When Jones retired from AEP at the end of 2002 after a 36-year career with the utility company, Pro Serv had become the ninth largest power contractor in the country, increasing in revenues from $150 million to $800 million in the 30-month period. Since his retirement, he has remained active by consulting to the power industry.

In retirement, Jones finds that the huge shortage of people who have excelled in project management of engineering, design, construction, and maintenance causes his phone to ring “a lot. Primarily, attorneys and utilities are asking me for my expertise as an independent expert. So far, all the requests are about power, but the knowledge is readily transferable to other industries. The root is being experienced in engineering and recognizing how to bring this experience to bear as you build and operate something.”

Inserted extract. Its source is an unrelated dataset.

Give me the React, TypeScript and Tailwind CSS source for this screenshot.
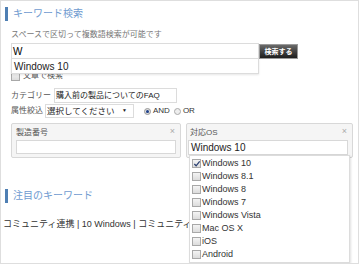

One project he wants to tackle, combining his consulting and his love of St. Paul, is to assist in building the coal-fired power plant that has been announced in his hometown. He has had preliminary discussions, and hopes this will help with employment opportunities.

At Virginia Tech, Jones will be inducted into the Ut
Prosim Society in 2007, following his major gift of $600,000 that ensures the ME Department will be able to continue an innovative Faculty Fellows program, designed to acknowledge and reward faculty in the junior ranks who have shown exceptional merit in research, teaching, and/or service. Recipients of the Jones Fellow of Mechanical Engineering will be eligible to receive supplemental funding for a period of up to five years.

Jones has served on the ME Advisory Board since 1997, and was a member of the College of Engineeringʼs Advisory Board from 1995 until 1999. Since 1995, Jones has also funded an endowed scholarship for ME students. And he has one other current project he is working on for St. Paul — he is helping build a permanent girls softball field on a piece of land he owns adjacent to the high school.